The big difference was that the Bulldogs were hoisting the Division 2 championship trophy at the end.

Mason earned its fourth boys soccer championship with a 3-2 victory against Grand Rapids Forest Hills Northern in the Division 2 Final at Comstock Park. The teams played to a 2-2 tie through regulation and overtime before Mason outshot Forest Hills Northern 4-3 in a shootout.

Mason almost didn’t make it to overtime as Forest Hills Northern scored a late goal with 2:32 remaining in regulation to take a 2-1 lead. With time running down, however, Mason turned up the pressure in a frenzied effort to tie the match. That effort paid off when, with 38 seconds left, Christian Jordan knocked a shot in during a scramble in front of the Forest Hills Northern net that tied the game.

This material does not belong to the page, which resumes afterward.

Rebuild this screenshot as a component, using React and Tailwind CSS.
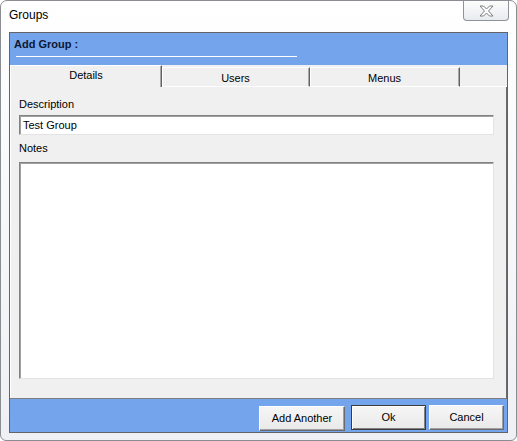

“We just went full out,” Jordan said. “After they scored to take the lead I thought we were about to lose. We just attacked the net. We made a play called number six, and Caleb Graham took a shot on goal. It bounced right to me, and I just poked it in. When I scored that goal, I just ran to our student section and was pointing at them. It was incredible.”

Fellow senior captain Holden Dippel had a little more confidence in the comeback than his teammate did.

“I knew we could come back,” Dippel said. “We’ve been down and have come back before this year. It happened to us in our first game of the season against Williamston. We fell behind by a goal and came back. We started the season this way, and we ended it with a comeback.”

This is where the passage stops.